* START MATERIAL *

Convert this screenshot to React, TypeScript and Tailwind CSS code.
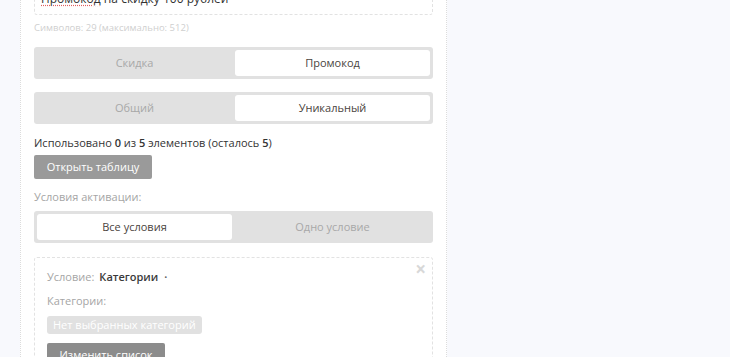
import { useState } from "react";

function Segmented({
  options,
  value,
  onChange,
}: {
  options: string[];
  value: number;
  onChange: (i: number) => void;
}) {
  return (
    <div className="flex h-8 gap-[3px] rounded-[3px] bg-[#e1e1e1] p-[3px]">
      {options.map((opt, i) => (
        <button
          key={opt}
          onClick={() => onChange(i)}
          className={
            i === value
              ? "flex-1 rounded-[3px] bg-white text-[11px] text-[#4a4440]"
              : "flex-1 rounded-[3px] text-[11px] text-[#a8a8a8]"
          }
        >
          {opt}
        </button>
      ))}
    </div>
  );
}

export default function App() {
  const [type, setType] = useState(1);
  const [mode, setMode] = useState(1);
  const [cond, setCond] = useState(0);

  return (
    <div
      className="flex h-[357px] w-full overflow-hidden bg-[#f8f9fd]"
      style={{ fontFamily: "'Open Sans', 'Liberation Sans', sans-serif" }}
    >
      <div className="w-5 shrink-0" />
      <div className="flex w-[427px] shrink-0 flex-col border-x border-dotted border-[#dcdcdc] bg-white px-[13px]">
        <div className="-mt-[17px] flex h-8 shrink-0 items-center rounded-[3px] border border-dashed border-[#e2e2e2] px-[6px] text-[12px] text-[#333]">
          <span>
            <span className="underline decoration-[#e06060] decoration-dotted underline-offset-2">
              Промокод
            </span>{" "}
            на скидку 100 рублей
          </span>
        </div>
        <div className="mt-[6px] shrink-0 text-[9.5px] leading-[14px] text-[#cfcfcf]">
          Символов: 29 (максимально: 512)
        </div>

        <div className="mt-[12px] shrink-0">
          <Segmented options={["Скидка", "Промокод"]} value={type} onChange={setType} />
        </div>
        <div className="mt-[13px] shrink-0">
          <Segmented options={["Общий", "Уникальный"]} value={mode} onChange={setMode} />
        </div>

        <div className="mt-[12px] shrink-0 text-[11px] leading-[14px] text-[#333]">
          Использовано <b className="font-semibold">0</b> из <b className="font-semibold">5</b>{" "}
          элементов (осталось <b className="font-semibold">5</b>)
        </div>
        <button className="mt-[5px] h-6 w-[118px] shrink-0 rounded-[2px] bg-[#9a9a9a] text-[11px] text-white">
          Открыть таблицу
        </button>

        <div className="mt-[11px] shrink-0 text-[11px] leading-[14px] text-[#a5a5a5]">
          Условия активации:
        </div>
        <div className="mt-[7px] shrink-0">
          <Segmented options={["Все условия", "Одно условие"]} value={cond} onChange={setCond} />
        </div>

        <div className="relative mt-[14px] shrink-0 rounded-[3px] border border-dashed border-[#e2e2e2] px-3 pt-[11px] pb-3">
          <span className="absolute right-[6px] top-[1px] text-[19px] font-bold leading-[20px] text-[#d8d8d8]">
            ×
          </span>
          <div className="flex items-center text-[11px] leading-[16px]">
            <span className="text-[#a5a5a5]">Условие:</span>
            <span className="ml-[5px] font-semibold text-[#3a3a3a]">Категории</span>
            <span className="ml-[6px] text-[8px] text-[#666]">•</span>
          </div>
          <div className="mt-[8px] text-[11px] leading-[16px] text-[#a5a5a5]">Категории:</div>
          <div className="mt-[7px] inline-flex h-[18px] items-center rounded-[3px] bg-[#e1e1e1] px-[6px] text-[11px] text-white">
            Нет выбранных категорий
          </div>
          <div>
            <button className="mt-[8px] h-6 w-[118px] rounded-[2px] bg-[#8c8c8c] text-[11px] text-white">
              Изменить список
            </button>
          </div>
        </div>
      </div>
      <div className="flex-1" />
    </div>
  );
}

* END MATERIAL *

### SHORT TASK:
Without the pictures, transcribe the listing above exactly.

### ANSWER IN FULL:
Convert this screenshot to React, TypeScript and Tailwind CSS code.
import { useState } from "react";

function Segmented({
  options,
  value,
  onChange,
}: {
  options: string[];
  value: number;
  onChange: (i: number) => void;
}) {
  return (
    <div className="flex h-8 gap-[3px] rounded-[3px] bg-[#e1e1e1] p-[3px]">
      {options.map((opt, i) => (
        <button
          key={opt}
          onClick={() => onChange(i)}
          className={
            i === value
              ? "flex-1 rounded-[3px] bg-white text-[11px] text-[#4a4440]"
              : "flex-1 rounded-[3px] text-[11px] text-[#a8a8a8]"
          }
        >
          {opt}
        </button>
      ))}
    </div>
  );
}

export default function App() {
  const [type, setType] = useState(1);
  const [mode, setMode] = useState(1);
  const [cond, setCond] = useState(0);

  return (
    <div
      className="flex h-[357px] w-full overflow-hidden bg-[#f8f9fd]"
      style={{ fontFamily: "'Open Sans', 'Liberation Sans', sans-serif" }}
    >
      <div className="w-5 shrink-0" />
      <div className="flex w-[427px] shrink-0 flex-col border-x border-dotted border-[#dcdcdc] bg-white px-[13px]">
        <div className="-mt-[17px] flex h-8 shrink-0 items-center rounded-[3px] border border-dashed border-[#e2e2e2] px-[6px] text-[12px] text-[#333]">
          <span>
            <span className="underline decoration-[#e06060] decoration-dotted underline-offset-2">
              Промокод
            </span>{" "}
            на скидку 100 рублей
          </span>
        </div>
        <div className="mt-[6px] shrink-0 text-[9.5px] leading-[14px] text-[#cfcfcf]">
          Символов: 29 (максимально: 512)
        </div>

        <div className="mt-[12px] shrink-0">
          <Segmented options={["Скидка", "Промокод"]} value={type} onChange={setType} />
        </div>
        <div className="mt-[13px] shrink-0">
          <Segmented options={["Общий", "Уникальный"]} value={mode} onChange={setMode} />
        </div>

        <div className="mt-[12px] shrink-0 text-[11px] leading-[14px] text-[#333]">
          Использовано <b className="font-semibold">0</b> из <b className="font-semibold">5</b>{" "}
          элементов (осталось <b className="font-semibold">5</b>)
        </div>
        <button className="mt-[5px] h-6 w-[118px] shrink-0 rounded-[2px] bg-[#9a9a9a] text-[11px] text-white">
          Открыть таблицу
        </button>

        <div className="mt-[11px] shrink-0 text-[11px] leading-[14px] text-[#a5a5a5]">
          Условия активации:
        </div>
        <div className="mt-[7px] shrink-0">
          <Segmented options={["Все условия", "Одно условие"]} value={cond} onChange={setCond} />
        </div>

        <div className="relative mt-[14px] shrink-0 rounded-[3px] border border-dashed border-[#e2e2e2] px-3 pt-[11px] pb-3">
          <span className="absolute right-[6px] top-[1px] text-[19px] font-bold leading-[20px] text-[#d8d8d8]">
            ×
          </span>
          <div className="flex items-center text-[11px] leading-[16px]">
            <span className="text-[#a5a5a5]">Условие:</span>
            <span className="ml-[5px] font-semibold text-[#3a3a3a]">Категории</span>
            <span className="ml-[6px] text-[8px] text-[#666]">•</span>
          </div>
          <div className="mt-[8px] text-[11px] leading-[16px] text-[#a5a5a5]">Категории:</div>
          <div className="mt-[7px] inline-flex h-[18px] items-center rounded-[3px] bg-[#e1e1e1] px-[6px] text-[11px] text-white">
            Нет выбранных категорий
          </div>
          <div>
            <button className="mt-[8px] h-6 w-[118px] rounded-[2px] bg-[#8c8c8c] text-[11px] text-white">
              Изменить список
            </button>
          </div>
        </div>
      </div>
      <div className="flex-1" />
    </div>
  );
}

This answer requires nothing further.